--- Begin Provided records ---

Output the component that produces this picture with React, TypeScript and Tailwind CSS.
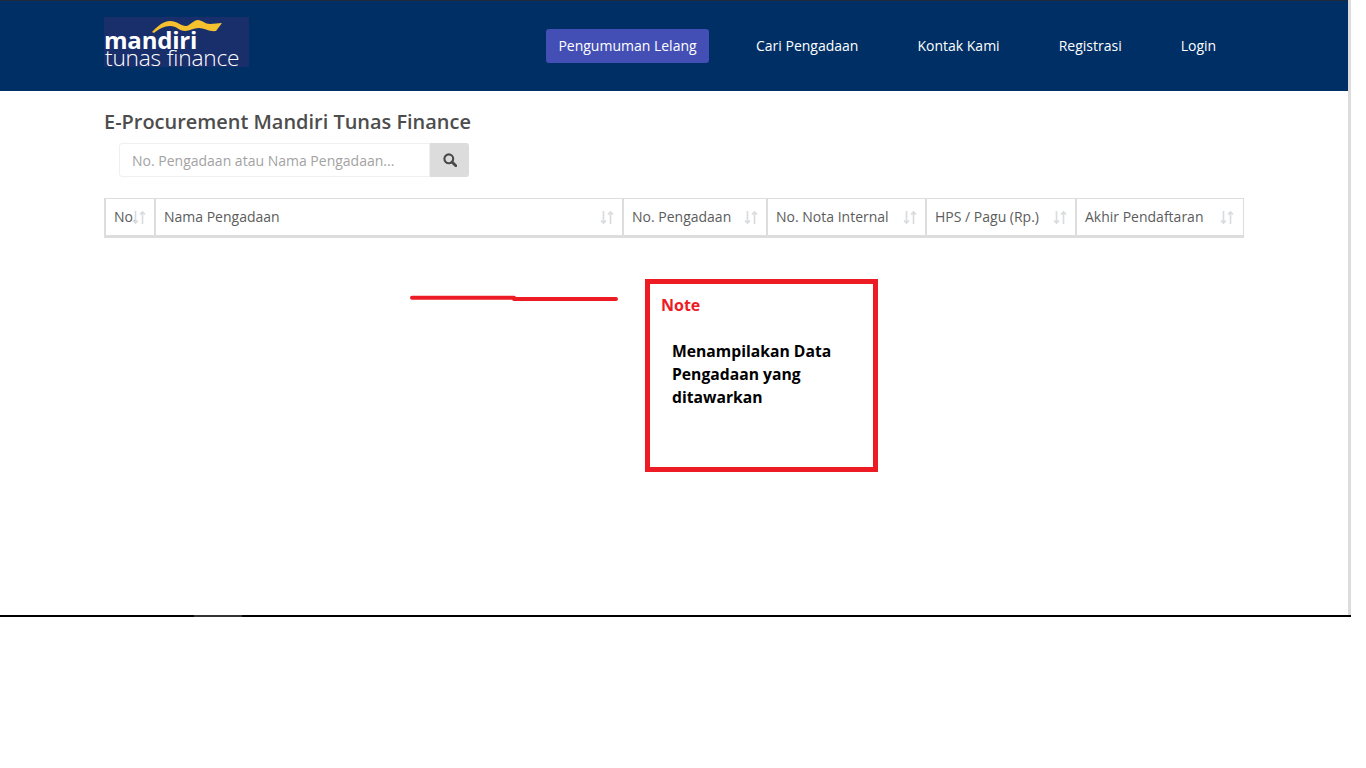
const columns = [
  { label: "No.", width: "w-[50px]" },
  { label: "Nama Pengadaan", width: "w-[468px]" },
  { label: "No. Pengadaan", width: "w-[144px]" },
  { label: "No. Nota Internal", width: "w-[159px]" },
  { label: "HPS / Pagu (Rp.)", width: "w-[150px]" },
  { label: "Akhir Pendaftaran", width: "w-[167px]" },
];

const navItems = ["Cari Pengadaan", "Kontak Kami", "Registrasi", "Login"];

function SortIcon() {
  return (
    <svg width="14" height="15" viewBox="0 0 14 15" fill="none" stroke="#d9dcdf" strokeWidth="1.7" className="absolute right-[8px] top-[11px]">
      <path d="M3.5 1v12M1 10.5 3.5 13 6 10.5" />
      <path d="M10.5 14V2M8 4.5 10.5 2 13 4.5" />
    </svg>
  );
}

function SearchIcon() {
  return (
    <svg width="14" height="14" viewBox="0 0 14 14" fill="none" stroke="#4a4a4a">
      <circle cx="5.8" cy="5.8" r="4.4" strokeWidth="2.1" />
      <path d="M9 9l3.8 3.8" strokeWidth="2.8" strokeLinecap="round" />
    </svg>
  );
}

function Logo() {
  return (
    <div className="relative h-[50px] w-[145px] bg-[#182f6c] pt-[14px] font-['Open_Sans',sans-serif] text-white">
      <svg width="70" height="14" viewBox="0 0 70 14" className="absolute left-[48px] top-[3px]">
        <path d="M0 12C6 6 11 1 18 1C25 1 29 6 34 6C38 6 41 0 46 0C50 0 53 4 58 4L70 3L64 11C58 12 52 8 47 8C41 8 38 11 33 11C27 11 25 6 18 6C12 6 7 9 2 13Z" fill="#f5c12e" />
      </svg>
      <div className="text-2xl leading-[18px] font-bold tracking-[-0.2px]">mandiri</div>
      <div className="ml-[1px] mt-[1px] text-[22.7px] leading-[16px] font-light tracking-[-0.2px] whitespace-nowrap">tunas finance</div>
    </div>
  );
}

export default function App() {
  return (
    <div className="flex h-[768px] overflow-hidden bg-white font-['Open_Sans',sans-serif]">
      <div className="w-[1348px] shrink-0">
        <header className="h-[91px] border-t border-[#1f2a3a] bg-[#002f65] flex items-start pl-[104px]">
          <div className="mt-[16px]">
            <Logo />
          </div>
          <nav className="ml-[297px] mt-[28px] flex items-center text-sm text-white">
            <a className="h-[34px] w-[163px] rounded-[3px] bg-[#434fb5] flex items-center justify-center">Pengumuman Lelang</a>
            <a className="ml-[47px]">{navItems[0]}</a>
            <a className="ml-[59px]">{navItems[1]}</a>
            <a className="ml-[59px]">{navItems[2]}</a>
            <a className="ml-[59px]">{navItems[3]}</a>
          </nav>
        </header>

        <main className="pl-[104px]">
          <h1 className="mt-[17px] text-[19.95px] leading-[28px] font-semibold text-[#4d4d4d]">E-Procurement Mandiri Tunas Finance</h1>
          <div className="ml-[15px] mt-[7px] flex h-[34px] w-[350px]">
            <div className="flex-1 flex items-center rounded-l-[3px] border border-[#f0f0f0] pl-[12px] pt-[1px] text-sm text-[#a3a3a3]">
              No. Pengadaan atau Nama Pengadaan...
            </div>
            <div className="w-[39px] flex items-center justify-center rounded-r-[3px] bg-[#dcdcdc]">
              <SearchIcon />
            </div>
          </div>

          <div className="mt-[21px] flex h-[40px] w-[1140px] border-l-2 border-r border-t border-b-[3px] border-[#dddddd]">
            {columns.map((col, i) => (
              <div
                key={col.label}
                className={`relative ${col.width} ${i === 0 ? "ml-[-2px] pl-[10px]" : "border-l-2 border-[#dddddd] pl-[8px]"} shrink-0 flex items-center text-sm text-[#5c5c5c] whitespace-nowrap`}
              >
                {col.label}
                <SortIcon />
              </div>
            ))}
          </div>

          <div className="mt-[41px] flex items-start">
            <svg width="212" height="8" viewBox="0 0 212 8" className="ml-[305px] mt-[16px] shrink-0">
              <path d="M3 2.8H105M105 4H207" stroke="#ed1c24" strokeWidth="4" strokeLinecap="round" />
            </svg>
            <div className="ml-[24px] h-[193px] w-[233px] border-[5px] border-[#ed1c24]">
              <div className="ml-[11px] mt-[10px] text-base leading-[22px] font-bold text-[#ed1c24]">Note</div>
              <p className="ml-[22px] mt-[24px] w-[180px] text-[15.7px] leading-[23px] font-bold text-black">
                Menampilakan Data Pengadaan yang ditawarkan
              </p>
            </div>
          </div>
        </main>

        <div className="mt-[143px] flex h-[2px] w-[1351px] bg-black">
          <div className="ml-[194px] h-[2px] w-[48px] bg-[#333333]" />
        </div>
      </div>
      <div className="h-[615px] w-[3px] shrink-0 bg-[#dcdcdc]" />
    </div>
  );
}
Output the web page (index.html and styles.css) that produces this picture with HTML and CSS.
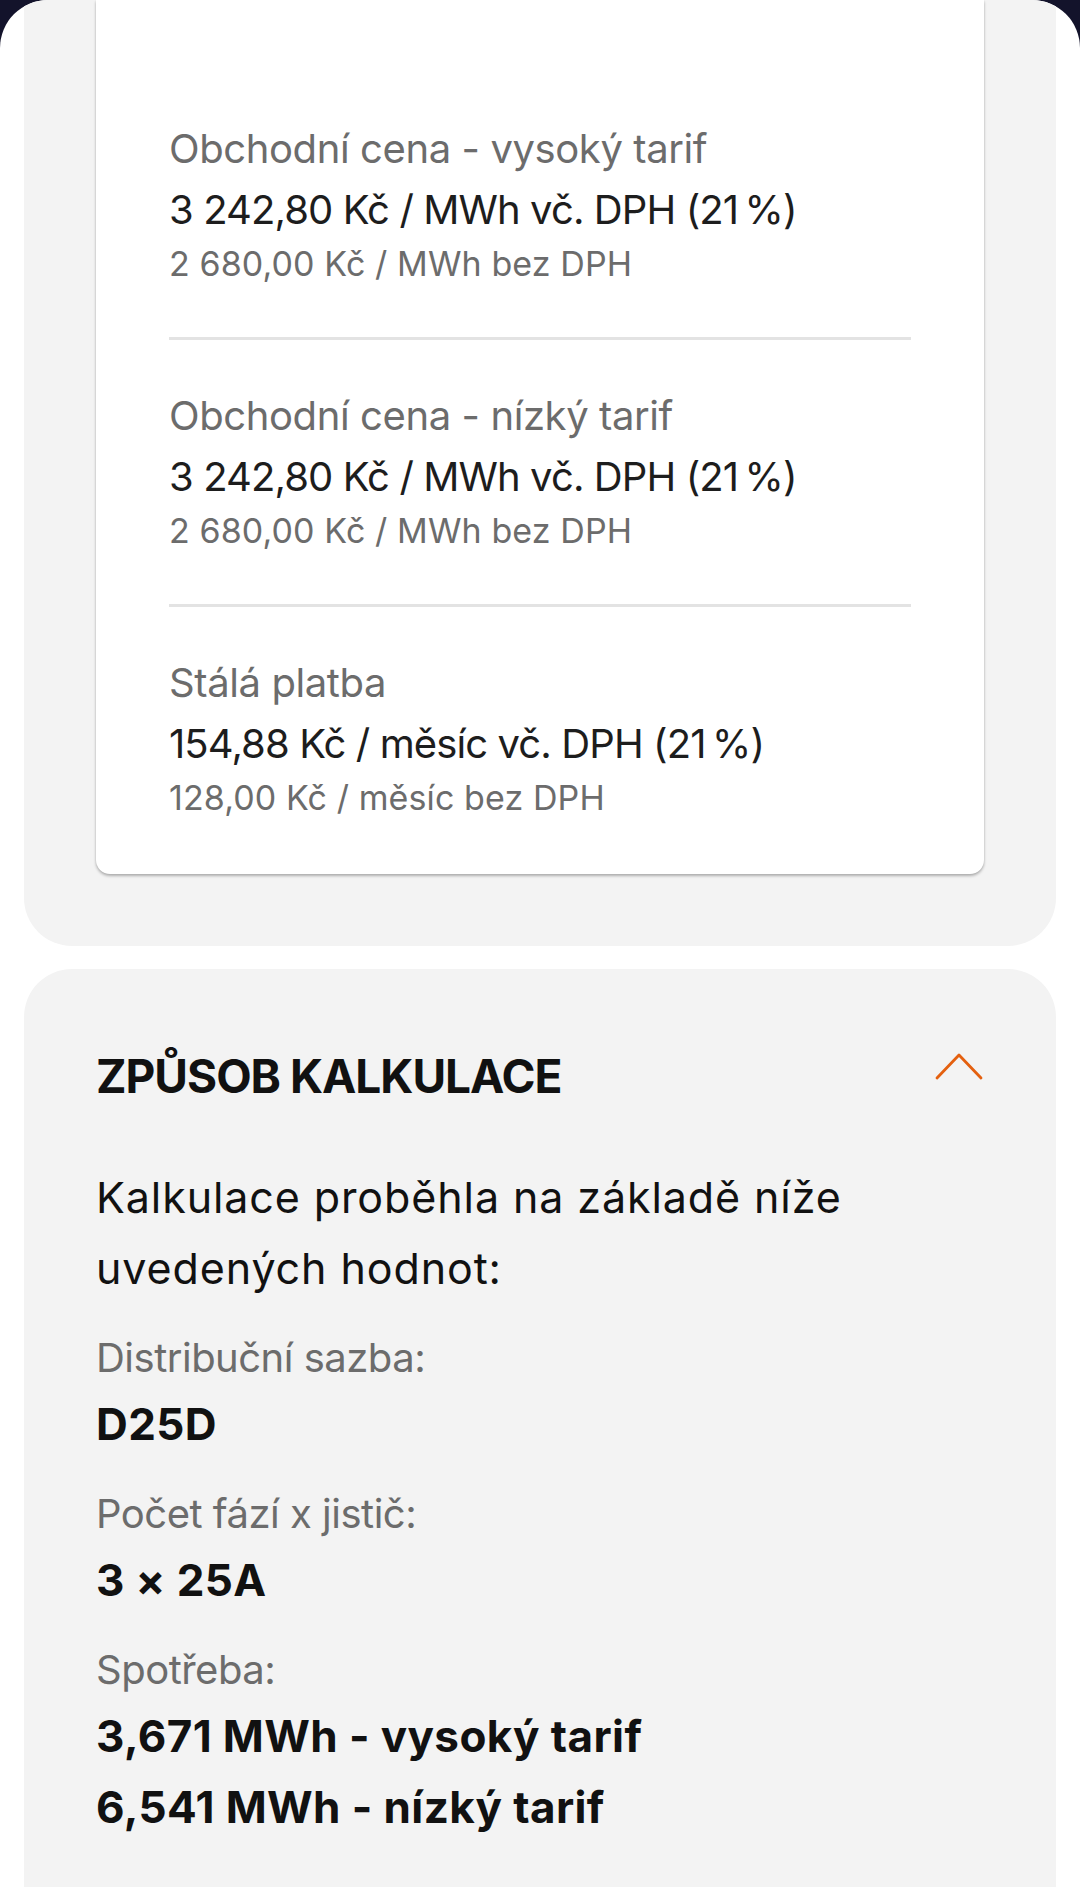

--- End Provided records ---

Given problem ▸
Pick out every line with the string "that" and copy it.

Task response ▸
Output the component that produces this picture with React, TypeScript and Tailwind CSS.
Output the web page (index.html and styles.css) that produces this picture with HTML and CSS.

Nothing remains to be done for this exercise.